>>

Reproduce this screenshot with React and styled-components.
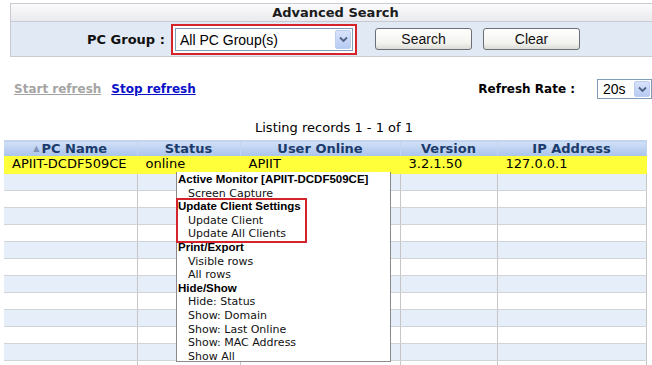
import React from 'react';
import styled, { createGlobalStyle } from 'styled-components';

const Global = createGlobalStyle`
  html, body {
    margin: 0;
    padding: 0;
    overflow: hidden;
    background: #ffffff;
  }
  body {
    font-family: "DejaVu Sans", Verdana, sans-serif;
    color: #000;
  }
`;

const Page = styled.div`
  width: 652px;
  height: 365px;
  overflow: hidden;
  padding-top: 3px;
  box-sizing: border-box;
`;

const SearchPanel = styled.div`
  margin-left: 10px;
  width: 660px;
  border: 1px solid #c9cbd0;
  border-right: none;
  box-sizing: border-box;
`;

const PanelTitle = styled.div`
  height: 17px;
  line-height: 17px;
  text-align: center;
  font-weight: bold;
  font-size: 13px;
  color: #1b1b1b;
  background: linear-gradient(#fbfbfc, #e9eaef);
  border-bottom: 1px solid #c9cbd0;
  padding-right: 10px;
`;

const FormRow = styled.div`
  height: 34px;
  background: #e1e9f5;
  display: flex;
  align-items: center;
`;

const FieldLabel = styled.span`
  font-weight: bold;
  font-size: 13px;
  margin-left: 76px;
  width: 84px;
  color: #111;
`;

const Highlight = styled.div`
  border: 2px solid #d5232c;
  padding: 2px;
  display: flex;
  background: #fff;
  margin-top: 1px;
`;

const SelectBox = styled.div`
  width: ${p => p.$w}px;
  height: ${p => p.$h}px;
  border: 1px solid #7f9db9;
  background: #fff;
  box-sizing: border-box;
  display: flex;
  align-items: center;
  justify-content: space-between;
  font-family: "Liberation Sans", Arial, sans-serif;
  font-size: 14px;
  padding-left: ${p => p.$pad}px;
`;

const Arrow = styled.span`
  width: 16px;
  height: ${p => p.$h}px;
  margin-right: 1px;
  box-sizing: border-box;
  border: 1px solid #bccdf0;
  border-radius: 2px;
  background: linear-gradient(#d8e3fb, #b7cbf3);
  display: flex;
  align-items: center;
  justify-content: center;
`;

const Button = styled.button`
  width: 97px;
  height: 22px;
  margin-left: ${p => p.$ml}px;
  border: 1px solid #6c6f75;
  border-radius: 3px;
  background: linear-gradient(#ffffff, #f3f3ef 70%, #dcdcd6);
  font-family: "Liberation Sans", Arial, sans-serif;
  font-size: 14px;
  color: #111;
  padding: 0;
`;

const RefreshRow = styled.div`
  margin-top: 22px;
  height: 20px;
  display: flex;
  align-items: center;
  padding-left: 14px;
`;

const RefreshLink = styled.a`
  font-weight: bold;
  font-size: 12px;
  text-decoration: underline;
  color: ${p => (p.$muted ? '#a4a4a4' : '#0a10c8')};
  margin-right: 10px;
  cursor: pointer;
`;

const RateLabel = styled.span`
  margin-left: auto;
  font-weight: bold;
  font-size: 12px;
  margin-right: 22px;
`;

const Listing = styled.div`
  margin-top: 21px;
  height: 16px;
  line-height: 16px;
  font-size: 13px;
  text-align: center;
  padding-left: 16px;
  margin-bottom: 4px;
`;

const TableWrap = styled.div`
  position: relative;
  margin-left: 4px;
  width: 660px;
`;

const Grid = styled.table`
  border-collapse: collapse;
  table-layout: fixed;
  width: 642px;
  font-size: 13px;
`;

const HeadCell = styled.th`
  height: 15px;
  padding: 0;
  line-height: 15px;
  font-weight: bold;
  font-size: 13px;
  color: #1b3b6d;
  background: linear-gradient(#d2e1f7, #a9c3ec);
  border-right: 1px solid #c2d3ef;
  border-top: 1px solid #c6d6f0;
  text-align: center;
  white-space: nowrap;
`;

const SortMark = styled.span`
  font-size: 8px;
  color: #7f94b8;
  margin-right: 2px;
  vertical-align: 2px;
`;

const Row = styled.tr`
  height: 17px;
  background: ${p => p.$bg};
`;

const Cell = styled.td`
  padding: 0 0 0 8px;
  height: 16px;
  line-height: 16px;
  border-right: 1px solid ${p => (p.$hl ? '#ffff3a' : '#c6c6c6')};
  border-bottom: 1px solid ${p => (p.$hl ? '#ffff3a' : '#d0d3d8')};
  white-space: nowrap;
  overflow: hidden;
`;

const Menu = styled.div`
  position: absolute;
  top: 32px;
  left: 172px;
  width: 215px;
  height: 190px;
  box-sizing: border-box;
  background: #fff;
  border: 1px solid #8a8a8a;
  border-top: none;
  padding: 1px 0 0 1px;
  font-size: 11px;
  line-height: 13.6px;
`;

const MenuGroup = styled.div`
  width: ${p => (p.$hl ? '127px' : 'auto')};
  outline: ${p => (p.$hl ? '2px solid #d5232c' : 'none')};
  outline-offset: 0px;
`;

const MenuHead = styled.div`
  font-family: "Liberation Sans", Arial, sans-serif;
  font-weight: bold;
  font-size: 11.5px;
  color: #000;
  white-space: nowrap;
`;

const MenuItem = styled.div`
  padding-left: 10px;
  color: #111;
  white-space: nowrap;
`;

const Chevron = () => (
  <svg width="9" height="7" viewBox="0 0 9 7">
    <path d="M1 1.5 L4.5 5 L8 1.5" fill="none" stroke="#4d6185" strokeWidth="1.8" />
  </svg>
);

const columns = [
  { label: 'PC Name', w: 133, sort: true },
  { label: 'Status', w: 103 },
  { label: 'User Online', w: 160 },
  { label: 'Version', w: 97 },
  { label: 'IP Address', w: 149 },
];

const record = ['APIIT-DCDF509CE', 'online', 'APIIT', '3.2.1.50', '127.0.0.1'];

const menu = [
  { head: 'Active Monitor [APIIT-DCDF509CE]', items: ['Screen Capture'] },
  { head: 'Update Client Settings', items: ['Update Client', 'Update All Clients'], hl: true },
  { head: 'Print/Export', items: ['Visible rows', 'All rows'] },
  { head: 'Hide/Show', items: ['Hide: Status', 'Show: Domain', 'Show: Last Online', 'Show: MAC Address', 'Show All'] },
];

export default function App() {
  const empty = Array.from({ length: 12 }, (_, i) => i);
  return (
    <Page>
      <Global />
      <SearchPanel>
        <PanelTitle>Advanced Search</PanelTitle>
        <FormRow>
          <FieldLabel>PC Group :</FieldLabel>
          <Highlight>
            <SelectBox $w={178} $h={23} $pad={4}>
              All PC Group(s)
              <Arrow $h={19}><Chevron /></Arrow>
            </SelectBox>
          </Highlight>
          <Button $ml={18}>Search</Button>
          <Button $ml={11}>Clear</Button>
        </FormRow>
      </SearchPanel>

      <RefreshRow>
        <RefreshLink $muted>Start refresh</RefreshLink>
        <RefreshLink>Stop refresh</RefreshLink>
        <RateLabel>Refresh Rate :</RateLabel>
        <SelectBox $w={55} $h={20} $pad={5}>
          20s
          <Arrow $h={16}><Chevron /></Arrow>
        </SelectBox>
      </RefreshRow>

      <Listing>Listing records 1 - 1 of 1</Listing>

      <TableWrap>
        <Grid>
          <colgroup>
            {columns.map(c => <col key={c.label} style={{ width: c.w }} />)}
          </colgroup>
          <thead>
            <tr>
              {columns.map(c => (
                <HeadCell key={c.label}>
                  {c.sort && <SortMark>▲</SortMark>}
                  {c.label}
                </HeadCell>
              ))}
            </tr>
          </thead>
          <tbody>
            <Row $bg="#ffff3a">
              {record.map((v, i) => <Cell key={i} $hl>{v}</Cell>)}
            </Row>
            {empty.map(i => (
              <Row key={i} $bg={i % 2 === 0 ? '#e6eef9' : '#ffffff'}>
                {columns.map(c => <Cell key={c.label}>&nbsp;</Cell>)}
              </Row>
            ))}
          </tbody>
        </Grid>

        <Menu>
          {menu.map(g => (
            <MenuGroup key={g.head} $hl={g.hl}>
              <MenuHead>{g.head}</MenuHead>
              {g.items.map(it => <MenuItem key={it}>{it}</MenuItem>)}
            </MenuGroup>
          ))}
        </Menu>
      </TableWrap>
    </Page>
  );
}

<<

● **Goal**:
Find every line above that contains the word "React", and return each one.

● **Answer to this task**:
Reproduce this screenshot with React and styled-components.
import React from 'react';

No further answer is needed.